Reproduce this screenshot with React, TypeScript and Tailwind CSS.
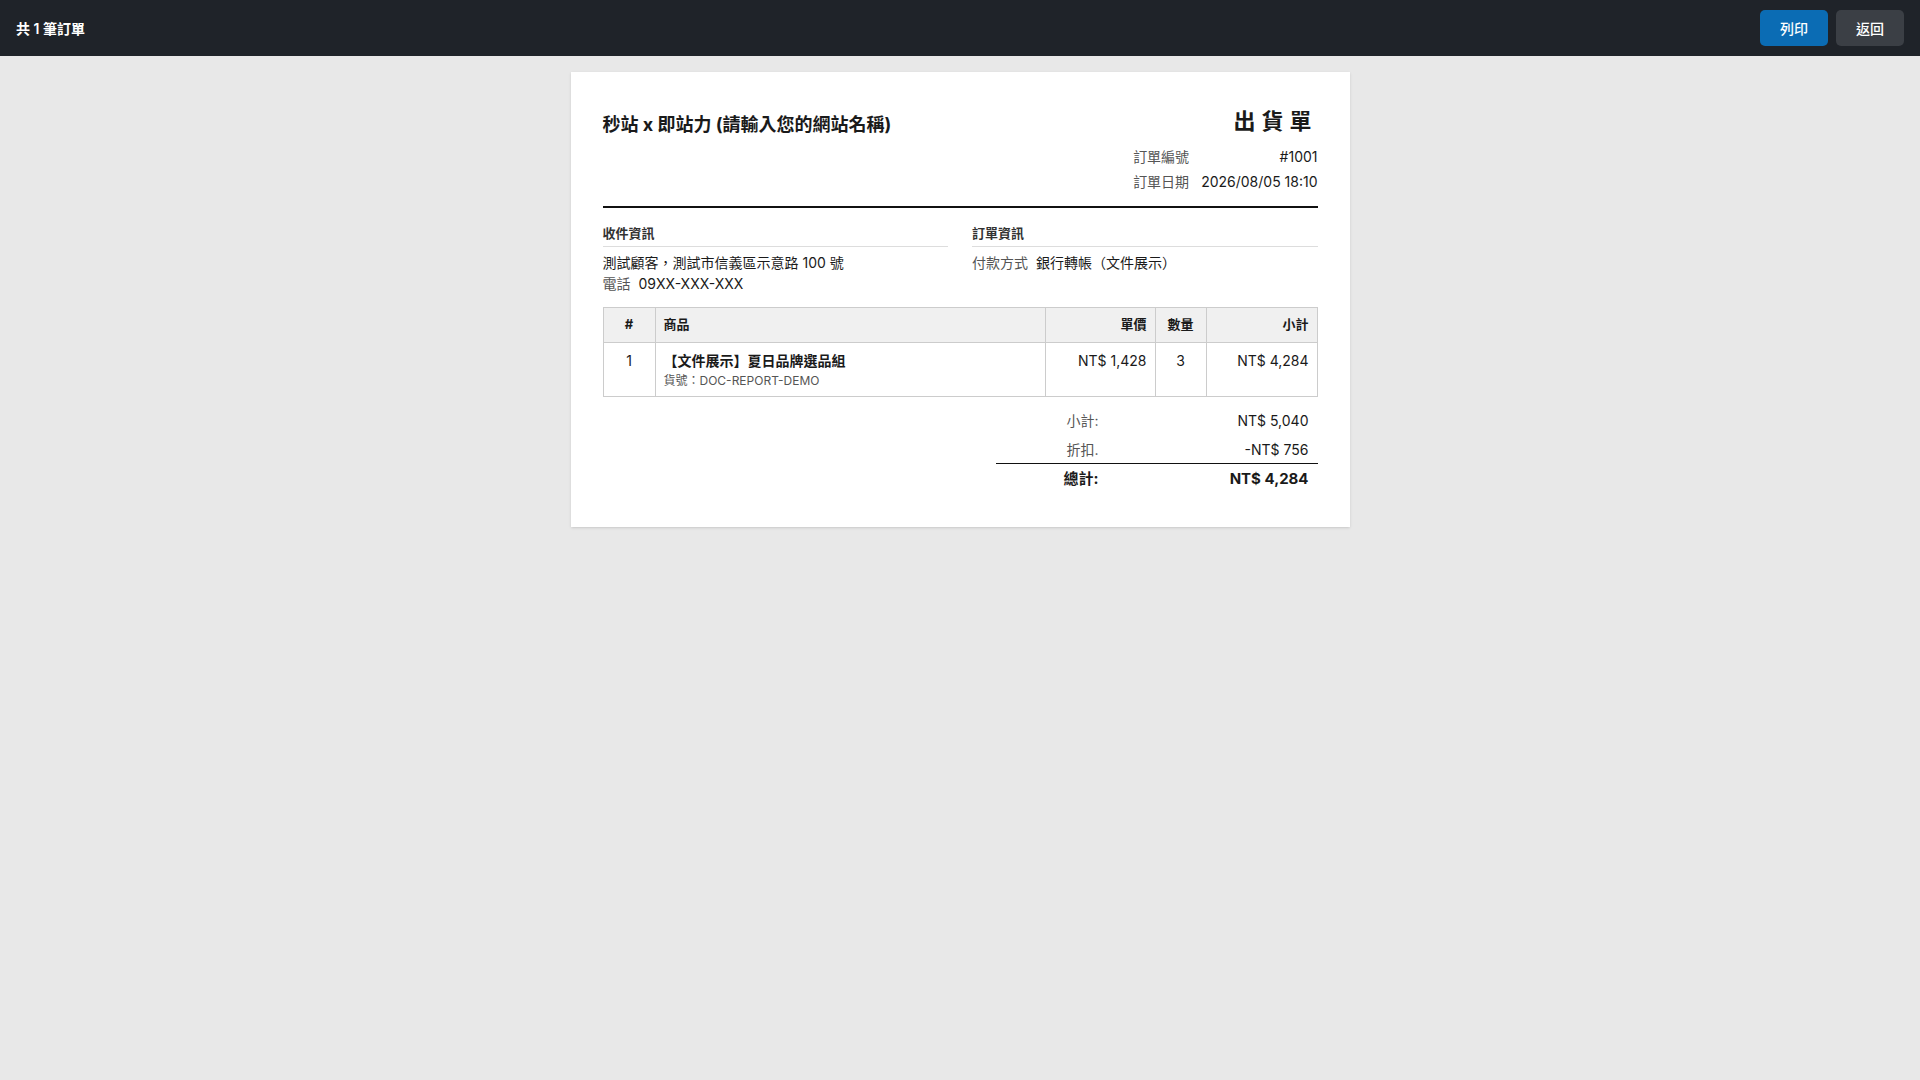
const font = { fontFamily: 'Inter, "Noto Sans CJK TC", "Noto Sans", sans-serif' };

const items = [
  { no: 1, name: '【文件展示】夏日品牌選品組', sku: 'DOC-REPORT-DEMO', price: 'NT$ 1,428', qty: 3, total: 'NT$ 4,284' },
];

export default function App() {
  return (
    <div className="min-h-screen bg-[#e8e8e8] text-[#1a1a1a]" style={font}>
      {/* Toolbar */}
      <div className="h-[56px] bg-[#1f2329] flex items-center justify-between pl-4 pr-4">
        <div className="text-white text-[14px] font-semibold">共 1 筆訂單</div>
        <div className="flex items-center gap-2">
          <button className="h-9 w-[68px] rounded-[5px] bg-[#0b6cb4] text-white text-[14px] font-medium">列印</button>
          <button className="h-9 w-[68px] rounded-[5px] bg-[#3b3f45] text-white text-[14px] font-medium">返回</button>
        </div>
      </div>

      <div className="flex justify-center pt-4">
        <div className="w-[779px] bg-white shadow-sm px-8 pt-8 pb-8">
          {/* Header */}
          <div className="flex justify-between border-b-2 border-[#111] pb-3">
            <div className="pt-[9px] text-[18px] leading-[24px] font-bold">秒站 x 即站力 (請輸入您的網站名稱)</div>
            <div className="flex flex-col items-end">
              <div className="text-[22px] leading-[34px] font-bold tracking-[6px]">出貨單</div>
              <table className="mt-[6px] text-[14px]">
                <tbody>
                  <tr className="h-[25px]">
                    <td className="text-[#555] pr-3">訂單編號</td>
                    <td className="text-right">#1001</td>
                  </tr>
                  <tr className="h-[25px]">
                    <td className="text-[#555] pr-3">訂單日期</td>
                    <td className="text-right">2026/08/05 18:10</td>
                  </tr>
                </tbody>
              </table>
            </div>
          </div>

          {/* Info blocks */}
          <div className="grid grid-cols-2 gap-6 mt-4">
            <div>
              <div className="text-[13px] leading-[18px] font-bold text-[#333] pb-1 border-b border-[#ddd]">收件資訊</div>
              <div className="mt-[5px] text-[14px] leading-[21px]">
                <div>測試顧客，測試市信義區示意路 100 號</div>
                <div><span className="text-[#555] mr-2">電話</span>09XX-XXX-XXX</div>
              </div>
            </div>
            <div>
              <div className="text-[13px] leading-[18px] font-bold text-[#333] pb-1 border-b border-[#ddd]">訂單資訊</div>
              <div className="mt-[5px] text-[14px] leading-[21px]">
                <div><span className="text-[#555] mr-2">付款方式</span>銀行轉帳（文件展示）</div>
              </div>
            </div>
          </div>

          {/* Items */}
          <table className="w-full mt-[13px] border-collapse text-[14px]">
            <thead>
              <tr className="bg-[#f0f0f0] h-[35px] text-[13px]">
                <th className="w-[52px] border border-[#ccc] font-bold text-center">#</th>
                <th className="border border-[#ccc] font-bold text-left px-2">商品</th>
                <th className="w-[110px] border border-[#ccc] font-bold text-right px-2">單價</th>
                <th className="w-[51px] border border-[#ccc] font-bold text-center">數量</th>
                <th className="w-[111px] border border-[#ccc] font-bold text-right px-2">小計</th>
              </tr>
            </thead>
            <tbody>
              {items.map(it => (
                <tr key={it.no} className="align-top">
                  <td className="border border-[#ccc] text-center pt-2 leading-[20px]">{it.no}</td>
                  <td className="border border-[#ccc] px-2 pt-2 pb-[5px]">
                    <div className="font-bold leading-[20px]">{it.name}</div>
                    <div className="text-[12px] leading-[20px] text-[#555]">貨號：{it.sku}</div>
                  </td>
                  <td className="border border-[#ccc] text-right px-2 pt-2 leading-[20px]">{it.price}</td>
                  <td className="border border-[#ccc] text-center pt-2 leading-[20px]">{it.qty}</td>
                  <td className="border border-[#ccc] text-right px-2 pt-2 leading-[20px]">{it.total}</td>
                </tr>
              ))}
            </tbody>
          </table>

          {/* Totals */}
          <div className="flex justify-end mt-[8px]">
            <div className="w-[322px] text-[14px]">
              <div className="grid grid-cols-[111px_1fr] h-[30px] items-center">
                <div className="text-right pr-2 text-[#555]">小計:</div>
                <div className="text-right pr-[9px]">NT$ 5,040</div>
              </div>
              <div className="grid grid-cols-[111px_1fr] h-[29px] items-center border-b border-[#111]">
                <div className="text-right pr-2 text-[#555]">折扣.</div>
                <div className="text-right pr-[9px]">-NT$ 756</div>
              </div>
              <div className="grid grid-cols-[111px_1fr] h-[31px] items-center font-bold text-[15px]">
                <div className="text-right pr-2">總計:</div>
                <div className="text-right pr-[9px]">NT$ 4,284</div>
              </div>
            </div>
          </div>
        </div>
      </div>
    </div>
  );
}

================================

▶ _What you should do_
Take the listing and print it again exactly, but without any pictures.

▶ _Response_
Reproduce this screenshot with React, TypeScript and Tailwind CSS.
const font = { fontFamily: 'Inter, "Noto Sans CJK TC", "Noto Sans", sans-serif' };

const items = [
  { no: 1, name: '【文件展示】夏日品牌選品組', sku: 'DOC-REPORT-DEMO', price: 'NT$ 1,428', qty: 3, total: 'NT$ 4,284' },
];

export default function App() {
  return (
    <div className="min-h-screen bg-[#e8e8e8] text-[#1a1a1a]" style={font}>
      {/* Toolbar */}
      <div className="h-[56px] bg-[#1f2329] flex items-center justify-between pl-4 pr-4">
        <div className="text-white text-[14px] font-semibold">共 1 筆訂單</div>
        <div className="flex items-center gap-2">
          <button className="h-9 w-[68px] rounded-[5px] bg-[#0b6cb4] text-white text-[14px] font-medium">列印</button>
          <button className="h-9 w-[68px] rounded-[5px] bg-[#3b3f45] text-white text-[14px] font-medium">返回</button>
        </div>
      </div>

      <div className="flex justify-center pt-4">
        <div className="w-[779px] bg-white shadow-sm px-8 pt-8 pb-8">
          {/* Header */}
          <div className="flex justify-between border-b-2 border-[#111] pb-3">
            <div className="pt-[9px] text-[18px] leading-[24px] font-bold">秒站 x 即站力 (請輸入您的網站名稱)</div>
            <div className="flex flex-col items-end">
              <div className="text-[22px] leading-[34px] font-bold tracking-[6px]">出貨單</div>
              <table className="mt-[6px] text-[14px]">
                <tbody>
                  <tr className="h-[25px]">
                    <td className="text-[#555] pr-3">訂單編號</td>
                    <td className="text-right">#1001</td>
                  </tr>
                  <tr className="h-[25px]">
                    <td className="text-[#555] pr-3">訂單日期</td>
                    <td className="text-right">2026/08/05 18:10</td>
                  </tr>
                </tbody>
              </table>
            </div>
          </div>

          {/* Info blocks */}
          <div className="grid grid-cols-2 gap-6 mt-4">
            <div>
              <div className="text-[13px] leading-[18px] font-bold text-[#333] pb-1 border-b border-[#ddd]">收件資訊</div>
              <div className="mt-[5px] text-[14px] leading-[21px]">
                <div>測試顧客，測試市信義區示意路 100 號</div>
                <div><span className="text-[#555] mr-2">電話</span>09XX-XXX-XXX</div>
              </div>
            </div>
            <div>
              <div className="text-[13px] leading-[18px] font-bold text-[#333] pb-1 border-b border-[#ddd]">訂單資訊</div>
              <div className="mt-[5px] text-[14px] leading-[21px]">
                <div><span className="text-[#555] mr-2">付款方式</span>銀行轉帳（文件展示）</div>
              </div>
            </div>
          </div>

          {/* Items */}
          <table className="w-full mt-[13px] border-collapse text-[14px]">
            <thead>
              <tr className="bg-[#f0f0f0] h-[35px] text-[13px]">
                <th className="w-[52px] border border-[#ccc] font-bold text-center">#</th>
                <th className="border border-[#ccc] font-bold text-left px-2">商品</th>
                <th className="w-[110px] border border-[#ccc] font-bold text-right px-2">單價</th>
                <th className="w-[51px] border border-[#ccc] font-bold text-center">數量</th>
                <th className="w-[111px] border border-[#ccc] font-bold text-right px-2">小計</th>
              </tr>
            </thead>
            <tbody>
              {items.map(it => (
                <tr key={it.no} className="align-top">
                  <td className="border border-[#ccc] text-center pt-2 leading-[20px]">{it.no}</td>
                  <td className="border border-[#ccc] px-2 pt-2 pb-[5px]">
                    <div className="font-bold leading-[20px]">{it.name}</div>
                    <div className="text-[12px] leading-[20px] text-[#555]">貨號：{it.sku}</div>
                  </td>
                  <td className="border border-[#ccc] text-right px-2 pt-2 leading-[20px]">{it.price}</td>
                  <td className="border border-[#ccc] text-center pt-2 leading-[20px]">{it.qty}</td>
                  <td className="border border-[#ccc] text-right px-2 pt-2 leading-[20px]">{it.total}</td>
                </tr>
              ))}
            </tbody>
          </table>

          {/* Totals */}
          <div className="flex justify-end mt-[8px]">
            <div className="w-[322px] text-[14px]">
              <div className="grid grid-cols-[111px_1fr] h-[30px] items-center">
                <div className="text-right pr-2 text-[#555]">小計:</div>
                <div className="text-right pr-[9px]">NT$ 5,040</div>
              </div>
              <div className="grid grid-cols-[111px_1fr] h-[29px] items-center border-b border-[#111]">
                <div className="text-right pr-2 text-[#555]">折扣.</div>
                <div className="text-right pr-[9px]">-NT$ 756</div>
              </div>
              <div className="grid grid-cols-[111px_1fr] h-[31px] items-center font-bold text-[15px]">
                <div className="text-right pr-2">總計:</div>
                <div className="text-right pr-[9px]">NT$ 4,284</div>
              </div>
            </div>
          </div>
        </div>
      </div>
    </div>
  );
}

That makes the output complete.